According to a recent survey, 63% of Americans cite Christmas as one of the days they experience happiness and enjoyment without a lot of stress and worry. But figuring out the perfect gift for a loved one may produce a lot of anxiety for some of us — particularly when the recipient seemingly has everything. If you’ve opted to give your tech-savvy child or partner a drone this Christmas, you may think you’ve done well by thinking outside the box. You’ll just need to remember to register it if you want them to be able to take it for a spin outdoors.

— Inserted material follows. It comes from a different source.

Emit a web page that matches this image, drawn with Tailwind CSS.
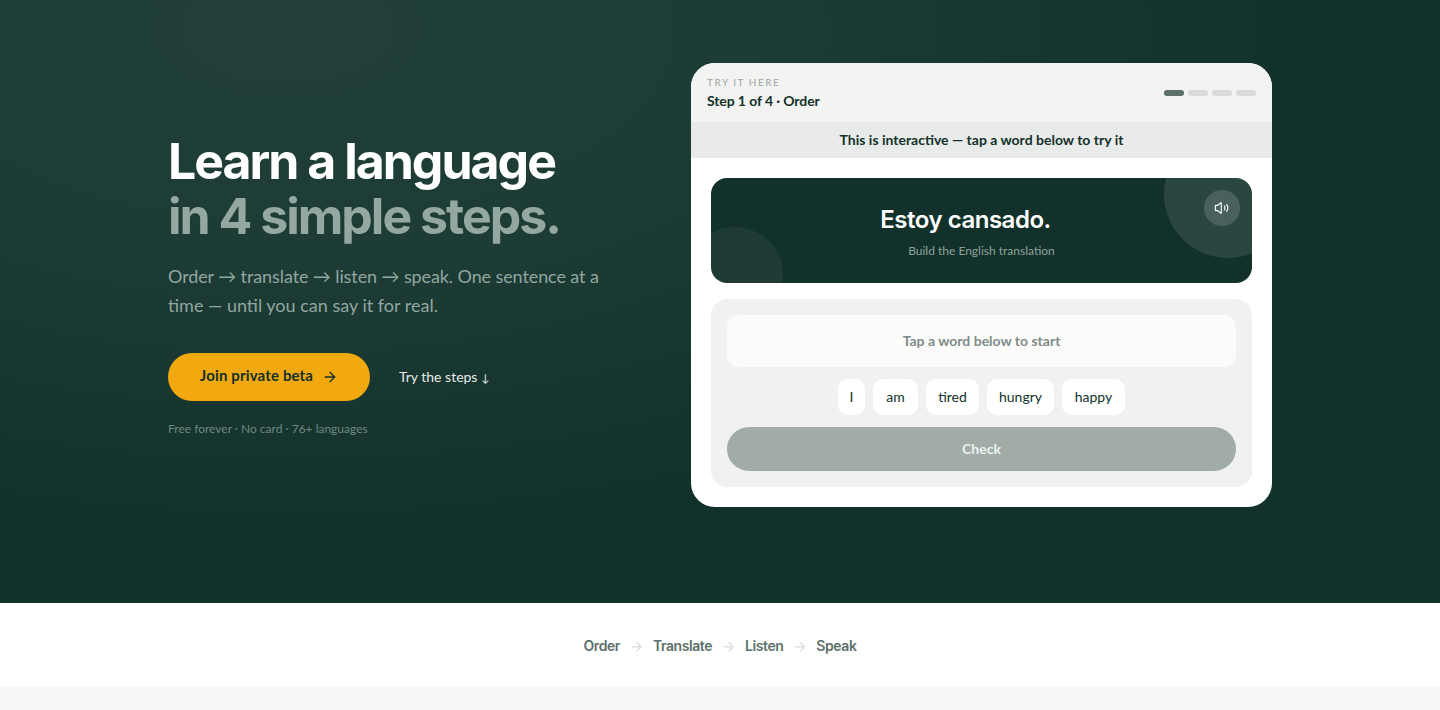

According to Colin Guinn of 3-D Robotics, drones can help engineers and architects tackle various construction tasks with greater accuracy. And of course, they’re now being used for everything from surveillance to Amazon deliveries. Since U.S. retail e-commerce sales are projected to reach $485.27 billion by 2021, it’s likely that more Amazon drones will be flying the friendly skies in the years to come. But if you want your own personal drone to be out there too, you’ll have to follow the rules.
President Trump recently signed a bill into law that revived a regulation that requires drone users to register their UAVs (short for unmanned aerial vehicles) with the Federal Aviation Association. This regulation isn’t new, as it was enacted two years ago. But back in May, model aircraft hobbyists had fought for the right to forgo the federally mandated regulation and its associated fee. The U.S. Court of Appeals actually ruled that the mandatory registration rule violated the FAA Modernization and Reform Act that says the FAA “may not promulgate any rule of regulation regarding model aircraft.”
But now, the National Defense Authorization Act has been signed into law and part of it requires even hobbyists who own drones to register their devices and pay a $5 fee before they fly them outdoors. You’ll also need to write your registration number on the drone. The FAA is thrilled that the regulation has been enacted once again, as they feel the requirements that come along with the registration are the best way to ensure drones are being operated safely without posing a security threat.
Even when the registration requirements were in place before, that didn’t stop people from buying and registering drones. Around 300,000 drone users signed up with the database within the first month back in 2015. With so many drones up in the air, there’s a greater chance that these vehicles could collide with passenger planes. Although 3.5 billion people flew safely on 37.6 million flights in 2015, the option to not register a drone and follow the regulations could pose threat to safety or even national security.
Fail to register your drone and you could pay a hefty price. Although it costs just $5 to take care of it with the FAA, you could pay a civil penalty of up to $27,500 or a criminal penalty of up to $250,000 or three years in jail just for taking your drone out for an unregistered flight. Ultimately, the sky — and the government — might not be so friendly to those who choose to ignore the law. So if you’ve already wrapped up a drone for Santa to bring, make sure you go online and fork up the five bucks before your child unwraps it on Christmas morning, just to be on the safe side.